The trick is that the special combo can't be grabbed by any normal program *and* that immediately all further input is only tied to a sort of secure input window that is always on top.

If no software can control the mouse or generate fake input for that dialog than it's a pretty sure way of making sure only the person controlling the real input devices is making the input and that that input is only received by the secure input window. And "training" people to enter some magic uncatchable key sequence before entering system credentials helps reduce the risk that they might type it into some malicious window.

This is one of the few things Microsoft did right with UAC. Before granting administrative privileges to a program a use has to press a button in a special popup that isn't visible by other windows programs and which can only be controlled using a few designated input devices (so a malicious program can't click the button itself).

They explicitly don't ask for credentials (so a program faking a security dialog would get no information). And credentials are only required for login and unlock (the "screwup" in this scheme is that a malicious program can pretend to be the login or lock screen and since they no longer train people to always press 'ctrl-alt-del' before login/unlock, there is no way of knowing whether you are typing in the real or a faked variant).

DRI3000

Posted Feb 13, 2013 13:04 UTC (Wed) by renox (subscriber, #23785) [Link]

You're right about the first point but you didn't get my second point: the special keycombo can only work for the native OS's credential, not for your bank's webpage that a trojan could make a look-alike, so that's an useful tool but a very incomplete solution.

DRI3000

Posted Feb 13, 2013 14:17 UTC (Wed) by iq-0 (subscriber, #36655) [Link]

Agreed. But solving that problem is solving the "trusted originator" problem.

This trick could be used to implement a ctrl-alt-del out-of-band validation scheme where a QR-code like tag in a webpage can be used to show a separately loaded website (with very explicit origin information and extra strict settings).

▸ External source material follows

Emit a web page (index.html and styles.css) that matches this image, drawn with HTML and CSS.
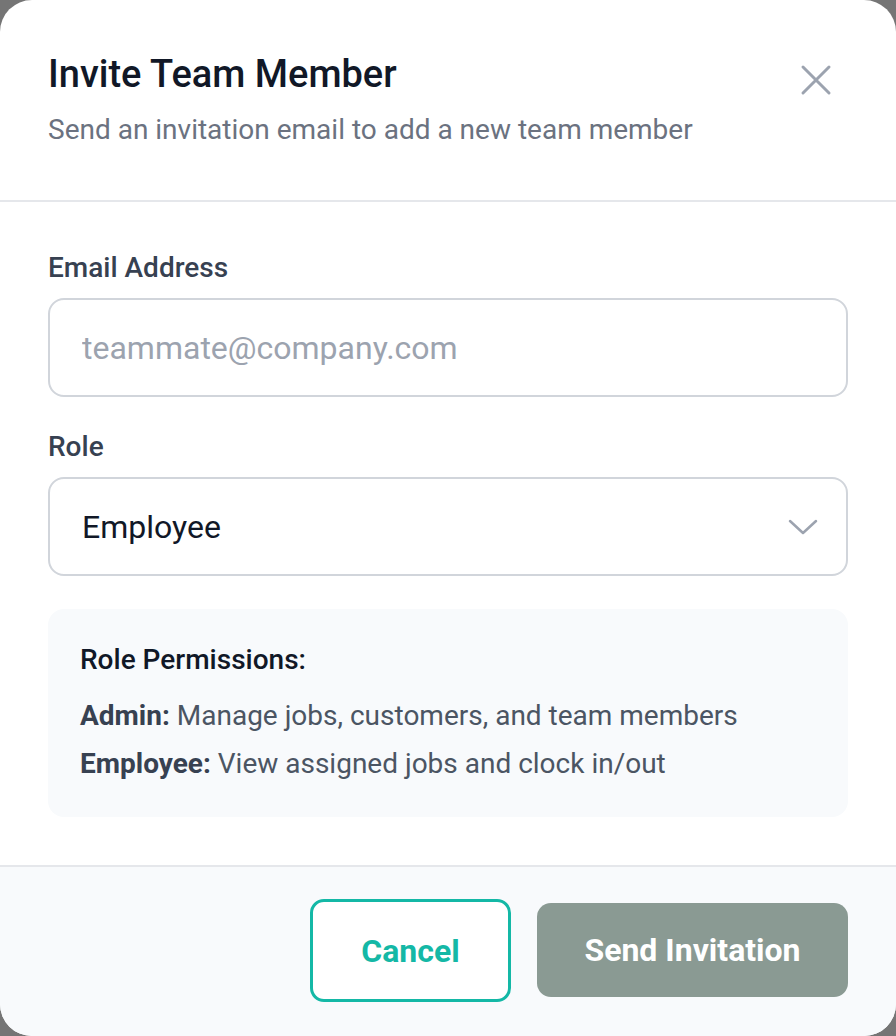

And it would be a light-weight alternative to using a separate device with a camera (and people are free to choose whichever they want to use for the OOB validation).

I'd really like Paypal or my bank to support such an optional validation of a transaction and having an implementation baked-in to the system would make for a very light-weight workflow and be a good deal better than the current variant (and an optional 2nd device out-of-band check for local malware problems and possibly even compromised local networks).

DRI3000

Posted Feb 12, 2013 10:50 UTC (Tue) by lindi (subscriber, #53135) [Link]

Unfortunately that ctrl-alt-del feature is afaik not implemented in any distro.

DRI3000

Posted Feb 22, 2013 9:09 UTC (Fri) by Serge (guest, #84957) [Link]

> Unfortunately that ctrl-alt-del feature is afaik not implemented in any distro.

That would be Alt+SysRq+K (Secure Access Key aka SAK) under text console and/or Ctrl+Alt+Backspace under X. Supported by any Linux distribution. However some distributions turn them off by default.

DRI3000

Posted Feb 22, 2013 9:49 UTC (Fri) by khim (subscriber, #9252) [Link]

Ctrl+Alt+Backspace and Alt+SysRq+K perform distinctly different operation: they kill everything in this console and start new session. Ctrl+Alt+Backspace switches to separate context where only "guaranteed secure" set of programs work (and can be used for forensic purposes without immediately killing everything or to just securely lock/unlock workstation's screen).

DRI3000

Posted Feb 22, 2013 19:58 UTC (Fri) by Serge (guest, #84957) [Link]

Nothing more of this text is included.